Exercise prompt: Set the listing down again exactly, please, apart from its pictures.

########################################

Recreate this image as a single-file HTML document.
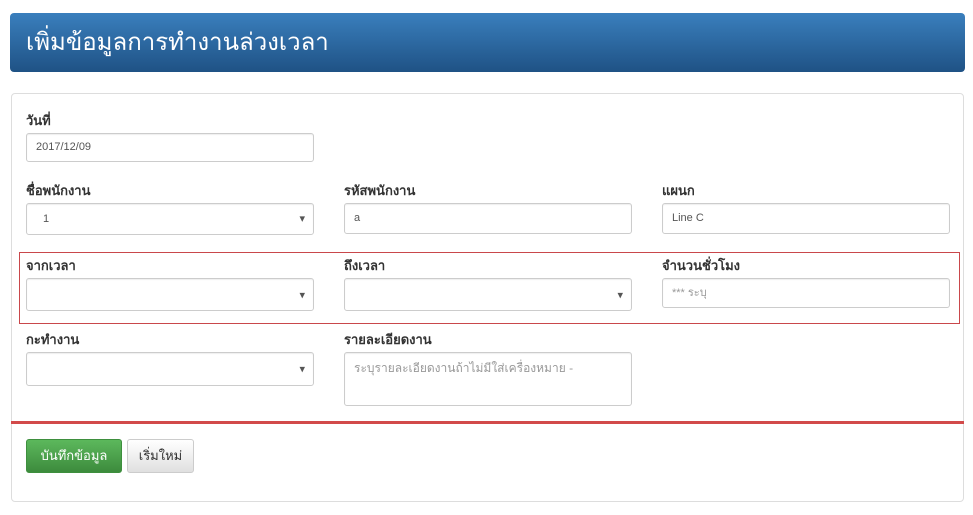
<!DOCTYPE html>
<html><head><meta charset="utf-8"><style>
body{margin:0;width:973px;height:515px;background:#fff;font-family:"Liberation Sans","Noto Sans CJK SC",sans-serif;position:relative;overflow:hidden}
.a{position:absolute}
.hd{left:10px;top:13px;width:955px;height:59px;border-radius:4px;background:linear-gradient(#3a7fbd,#1f5285);color:#fff;font-size:24px;line-height:59px;box-sizing:border-box;padding-left:16px}
.panel{left:11px;top:93px;width:953px;height:409px;border:1px solid #ddd;border-radius:4px;box-sizing:border-box}
.lb{font-size:13px;font-weight:bold;color:#333}
.in{border:1px solid #ccc;border-radius:3px;box-sizing:border-box;font-size:11px;color:#555;padding-left:9px;box-shadow:inset 0 1px 1px rgba(0,0,0,.07);background:#fff}
.sel::after{content:"▾";position:absolute;right:8px;top:50%;transform:translateY(-50%);font-size:11px;color:#555}
.ph{color:#999}
</style></head><body>
<div class="a hd">เพิ่มข้อมูลการทำงานล่วงเวลา</div>
<div class="a panel"></div>
<div class="a" style="left:19px;top:252px;width:941px;height:72px;border:1px solid #c9474b;box-sizing:border-box"></div>
<div class="a" style="left:11px;top:421px;width:953px;height:3px;background:#d24a4a"></div>

<div class="a lb" style="left:26px;top:110px">วันที่</div>
<div class="a in" style="left:26px;top:133px;width:288px;height:29px;line-height:27px">2017/12/09</div>

<div class="a lb" style="left:26px;top:180px">ชื่อพนักงาน</div>
<div class="a in sel" style="left:26px;top:203px;width:288px;height:32px;line-height:30px;padding-left:16px">1</div>
<div class="a lb" style="left:344px;top:180px">รหัสพนักงาน</div>
<div class="a in" style="left:344px;top:203px;width:288px;height:31px;line-height:29px">a</div>
<div class="a lb" style="left:662px;top:180px">แผนก</div>
<div class="a in" style="left:662px;top:203px;width:288px;height:31px;line-height:29px">Line C</div>

<div class="a lb" style="left:26px;top:255px">จากเวลา</div>
<div class="a in sel" style="left:26px;top:278px;width:288px;height:33px"></div>
<div class="a lb" style="left:344px;top:255px">ถึงเวลา</div>
<div class="a in sel" style="left:344px;top:278px;width:288px;height:33px"></div>
<div class="a lb" style="left:662px;top:255px">จำนวนชั่วโมง</div>
<div class="a in ph" style="left:662px;top:278px;width:288px;height:30px;line-height:28px">*** ระบุ</div>

<div class="a lb" style="left:26px;top:329px">กะทำงาน</div>
<div class="a in sel" style="left:26px;top:352px;width:288px;height:34px"></div>
<div class="a lb" style="left:344px;top:329px">รายละเอียดงาน</div>
<div class="a in ph" style="left:344px;top:352px;width:288px;height:54px;padding-top:6px;font-size:12px">ระบุรายละเอียดงานถ้าไม่มีใส่เครื่องหมาย -</div>

<div class="a" style="left:26px;top:439px;width:96px;height:34px;border-radius:3px;background:linear-gradient(#5cb85c,#3d8b3d);border:1px solid #3e8f3e;box-sizing:border-box;color:#fff;font-size:13px;line-height:32px;text-align:center">บันทึกข้อมูล</div>
<div class="a" style="left:127px;top:439px;width:67px;height:34px;border-radius:3px;background:linear-gradient(#fff,#e0e0e0);border:1px solid #ccc;box-sizing:border-box;color:#333;font-size:13px;line-height:32px;text-align:center">เริ่มใหม่</div>
</body></html>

########################################

The answer:
Recreate this image as a single-file HTML document.
<!DOCTYPE html>
<html><head><meta charset="utf-8"><style>
body{margin:0;width:973px;height:515px;background:#fff;font-family:"Liberation Sans","Noto Sans CJK SC",sans-serif;position:relative;overflow:hidden}
.a{position:absolute}
.hd{left:10px;top:13px;width:955px;height:59px;border-radius:4px;background:linear-gradient(#3a7fbd,#1f5285);color:#fff;font-size:24px;line-height:59px;box-sizing:border-box;padding-left:16px}
.panel{left:11px;top:93px;width:953px;height:409px;border:1px solid #ddd;border-radius:4px;box-sizing:border-box}
.lb{font-size:13px;font-weight:bold;color:#333}
.in{border:1px solid #ccc;border-radius:3px;box-sizing:border-box;font-size:11px;color:#555;padding-left:9px;box-shadow:inset 0 1px 1px rgba(0,0,0,.07);background:#fff}
.sel::after{content:"▾";position:absolute;right:8px;top:50%;transform:translateY(-50%);font-size:11px;color:#555}
.ph{color:#999}
</style></head><body>
<div class="a hd">เพิ่มข้อมูลการทำงานล่วงเวลา</div>
<div class="a panel"></div>
<div class="a" style="left:19px;top:252px;width:941px;height:72px;border:1px solid #c9474b;box-sizing:border-box"></div>
<div class="a" style="left:11px;top:421px;width:953px;height:3px;background:#d24a4a"></div>

<div class="a lb" style="left:26px;top:110px">วันที่</div>
<div class="a in" style="left:26px;top:133px;width:288px;height:29px;line-height:27px">2017/12/09</div>

<div class="a lb" style="left:26px;top:180px">ชื่อพนักงาน</div>
<div class="a in sel" style="left:26px;top:203px;width:288px;height:32px;line-height:30px;padding-left:16px">1</div>
<div class="a lb" style="left:344px;top:180px">รหัสพนักงาน</div>
<div class="a in" style="left:344px;top:203px;width:288px;height:31px;line-height:29px">a</div>
<div class="a lb" style="left:662px;top:180px">แผนก</div>
<div class="a in" style="left:662px;top:203px;width:288px;height:31px;line-height:29px">Line C</div>

<div class="a lb" style="left:26px;top:255px">จากเวลา</div>
<div class="a in sel" style="left:26px;top:278px;width:288px;height:33px"></div>
<div class="a lb" style="left:344px;top:255px">ถึงเวลา</div>
<div class="a in sel" style="left:344px;top:278px;width:288px;height:33px"></div>
<div class="a lb" style="left:662px;top:255px">จำนวนชั่วโมง</div>
<div class="a in ph" style="left:662px;top:278px;width:288px;height:30px;line-height:28px">*** ระบุ</div>

<div class="a lb" style="left:26px;top:329px">กะทำงาน</div>
<div class="a in sel" style="left:26px;top:352px;width:288px;height:34px"></div>
<div class="a lb" style="left:344px;top:329px">รายละเอียดงาน</div>
<div class="a in ph" style="left:344px;top:352px;width:288px;height:54px;padding-top:6px;font-size:12px">ระบุรายละเอียดงานถ้าไม่มีใส่เครื่องหมาย -</div>

<div class="a" style="left:26px;top:439px;width:96px;height:34px;border-radius:3px;background:linear-gradient(#5cb85c,#3d8b3d);border:1px solid #3e8f3e;box-sizing:border-box;color:#fff;font-size:13px;line-height:32px;text-align:center">บันทึกข้อมูล</div>
<div class="a" style="left:127px;top:439px;width:67px;height:34px;border-radius:3px;background:linear-gradient(#fff,#e0e0e0);border:1px solid #ccc;box-sizing:border-box;color:#333;font-size:13px;line-height:32px;text-align:center">เริ่มใหม่</div>
</body></html>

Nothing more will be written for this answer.